*Task goal:*
Give the number of lines holding the string "with", and nothing else.

*Data lines:*
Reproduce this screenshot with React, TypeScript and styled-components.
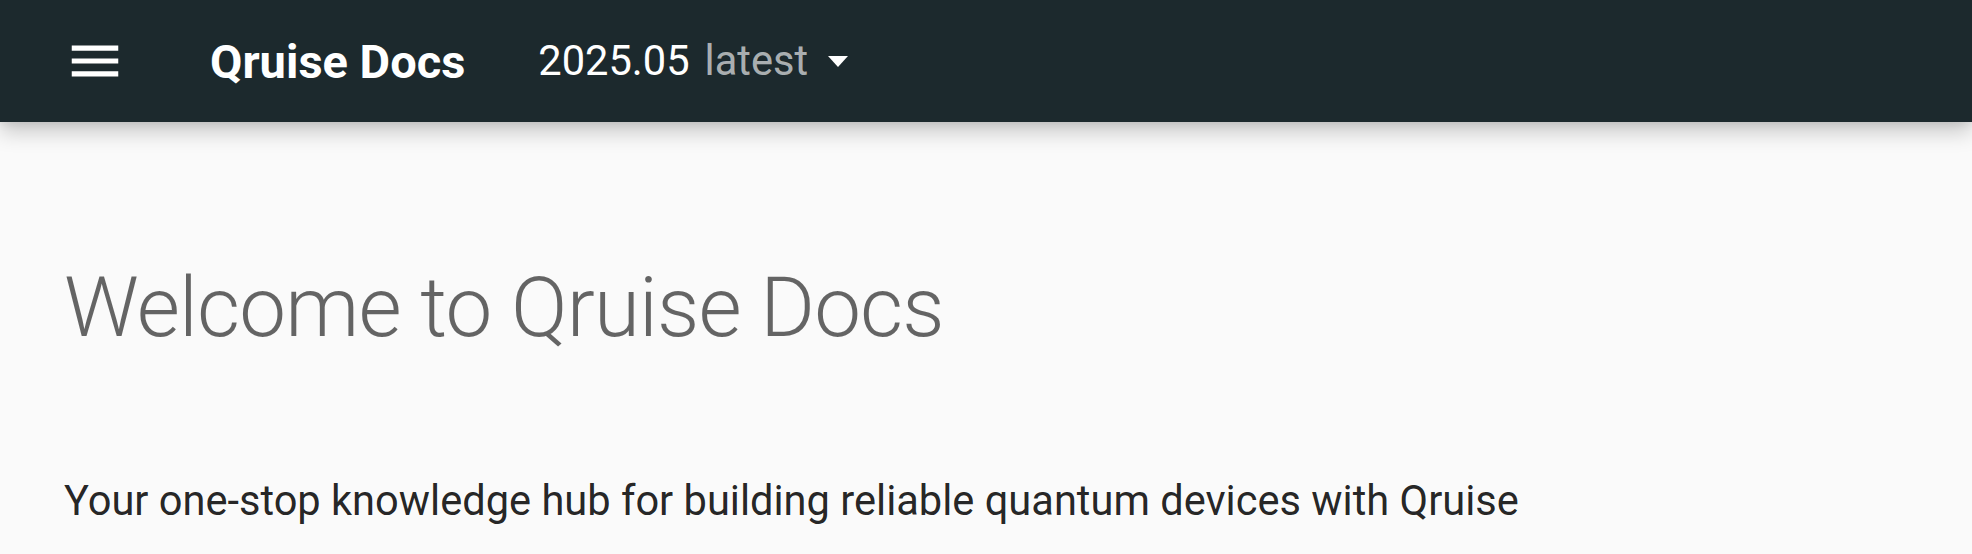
import styled, { createGlobalStyle } from 'styled-components';

const GlobalStyle = createGlobalStyle`
  html, body {
    margin: 0;
    padding: 0;
    background: #fafafa;
    font-family: Roboto, "Noto Sans", "Liberation Sans", sans-serif;
    -webkit-font-smoothing: antialiased;
  }
`;

export default function App() {
  return (
    <>
      <GlobalStyle />
      <Header>
        <MenuButton aria-label="Open navigation">
          <svg viewBox="0 0 24 24" width="62" height="62">
            <path fill="currentColor" d="M3 6h18v2H3V6m0 5h18v2H3v-2m0 5h18v2H3v-2z" />
          </svg>
        </MenuButton>
        <Title>Qruise Docs</Title>
        <Version>
          <VersionNumber>2025.05</VersionNumber>
          <VersionAlias>latest</VersionAlias>
          <Caret viewBox="0 0 20 11" width="20" height="11">
            <path fill="currentColor" d="M0 0h20L10 11z" />
          </Caret>
        </Version>
      </Header>
      <Main>
        <Heading>Welcome to Qruise Docs</Heading>
        <Lead>
          Your one-stop knowledge hub for building reliable quantum devices with Qruise
        </Lead>
      </Main>
    </>
  );
}

const Header = styled.header`
  position: relative;
  z-index: 1;
  display: flex;
  align-items: center;
  height: 122px;
  padding-left: 64px;
  background: #1c292d;
  color: #fff;
  box-shadow: 0 0 10px rgba(0, 0, 0, 0.1), 0 10px 20px rgba(0, 0, 0, 0.2);
`;

const MenuButton = styled.button`
  display: flex;
  padding: 0;
  border: 0;
  background: none;
  color: #fff;
  cursor: pointer;
`;

const Title = styled.div`
  margin-left: 84px;
  font-size: 47px;
  font-weight: 700;
  line-height: 1;
`;

const Version = styled.div`
  display: flex;
  align-items: center;
  margin-left: 73px;
  font-size: 41.6px;
  line-height: 1;
`;

const VersionNumber = styled.span`
  color: #fff;
`;

const VersionAlias = styled.span`
  margin-left: 15px;
  color: rgba(255, 255, 255, 0.65);
`;

const Caret = styled.svg`
  margin-left: 20px;
  color: #fff;
`;

const Main = styled.main`
  padding: 132px 64px 0;
`;

const Heading = styled.h1`
  margin: 0 0 105px;
  font-size: 83.5px;
  font-weight: 300;
  line-height: 1.3;
  letter-spacing: -0.01em;
  color: rgba(0, 0, 0, 0.6);
`;

const Lead = styled.p`
  margin: 0;
  font-size: 41.6px;
  line-height: 1.6;
  color: rgba(0, 0, 0, 0.87);
`;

*Exercise answer:*
2